3.12.2012

Clothe me, Lord

I made a crazy decision to go a whole year without purchasing clothing for myself. A whole year, y'all. Here's the post on that in case you're not caught up on your "keeping up" reading...
I just felt that I should make use of the clothing I had and not feed my shopping habit. Some of you have asked me how it's going. I like to imagine about 400 of you cheering me on. I know this is also crazy, but it helps when I'm having a weak moment...
Like Friday. At Target. I went with no real list, other than Jerod needed some hair gel, Shepard could use some more socks, and I wanted to look at kiddo riding toys. I mean, why not just STROLL through the ladies clothing department? What could it hurt? I had a personal gift card I could use, so I wouldn't even spend actual MONEY if I found something. (justify much?) I looked and looked. I settled on a black and white tank top. I put it in the cart. I kept looking. I moved to shoes. If they had had those coral wedge sandals in my size, those would have gone in the cart too. I circled back into the clothing section. Tank top went back on the shelf. I really needed to pull down my summer/spring stuff before I go buying anything, I thought.
Come on, Shelley!
Then I moved on to the toddler clothes section. I filled the cart with cute little boy shorts and matching shirts for summer. Then made my way to the toy section...then felt compelled to go put most of the toddler clothes back too. I need to see what he has stashed away in the attic too, and since it's just March, there is no need to purchase his entire warm-weather wardrobe! I was having an all-out battle.
"Come on, Shelley, it was just a $9 tank top and some kid shorts..."

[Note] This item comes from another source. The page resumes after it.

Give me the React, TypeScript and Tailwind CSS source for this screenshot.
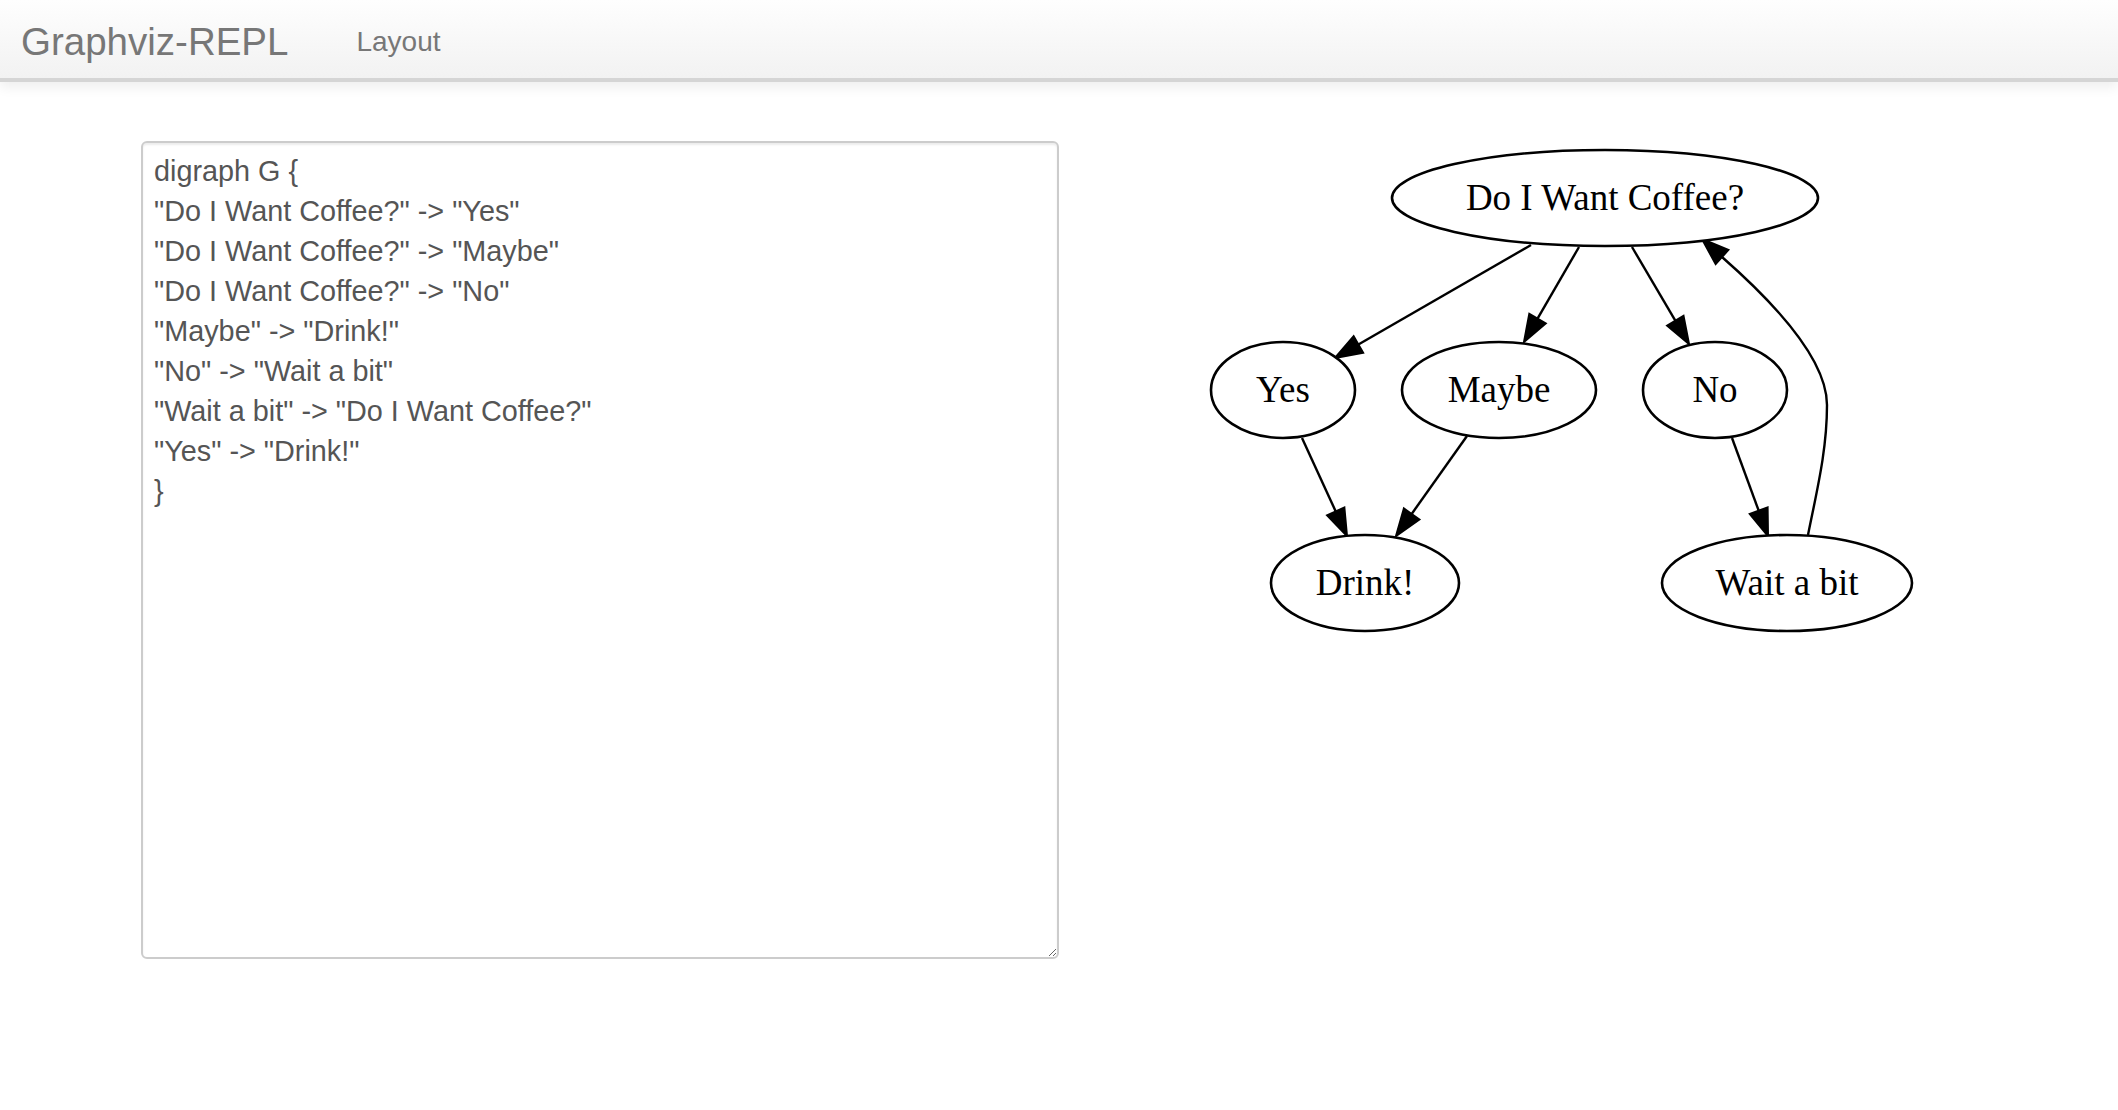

Yes, and it's more than that too. It's trusting God to provide. It's acknowledging that he is my source, for material goods and for my fulfillment. It's about being a steward of the closet I've amassed. It's about this:
 Matthew 6: 25“For this reason I say to you, do not be worried about your life, as to what you will eat or what you will drink; nor for your body, as to what you will put on. Is not life more than food, and the body more than clothing? 26“Look at the birds of the air, that they do not sow, nor reap nor gather into barns, and yet your heavenly Father feeds them. Are you not worth much more than they? 27“And who of you by being worried can add a single hour to his life? 28“And why are you worried about clothing? Observe how the lilies of the field grow; they do not toil nor do they spin, 29yet I say to you that not even Solomon in all his glory clothed himself like one of these. 30“But if God so clothes the grass of the field, which is alive today and tomorrow is thrown into the furnace, will He not much more clothe you? You of little faith! 31“Do not worry then, saying, ‘What will we eat?’ or ‘What will we drink?’ or ‘What will we wear for clothing?’ 32“For the Gentiles eagerly seek all these things; for your heavenly Father knows that you need all these things. 33“But seek first His kingdom and His righteousness, and all these things will be added to you. 34“So do not worry about tomorrow; for tomorrow will care for itself. Each day has enough trouble of its own.
 And I realize that not everyone needs to do what I'm doing. But it's important for me. Likewise, on Sunday, it all came home to me with Colossians 3.
12Since God chose you to be the holy people he loves, you must clothe yourselves with tenderhearted mercy, kindness, humility, gentleness, and patience.14Above all, clothe yourselves with love, which binds us all together in perfect harmony.
I think the Lord sometimes uses real-life lessons to show us what He wants to do in our hearts. He wants me to worry about a different kind of clothing during this season. Not about being beautiful or stylish on the outside for others to see, but about being compassionate and beautiful on the inside, because I allowed his love and compassion to flow through me. As our pastor said yesterday, we don't need to just put the old ways behind us, we need to adopt NEW ways. We need to move forward with things to DO and do them.

So, perhaps this year will bring some new God-colored clothes my way. And as much as I've always detested anything heart-shaped in my style, I hope that's exactly what I'm going to get.

Perhaps I need a new motto?
ps. In the continuing trend of God's uncanny provision, our dear neighbors offered Shepard a little riding toy yesterday...two days after I looked at them specifically at Target...I'm just saying.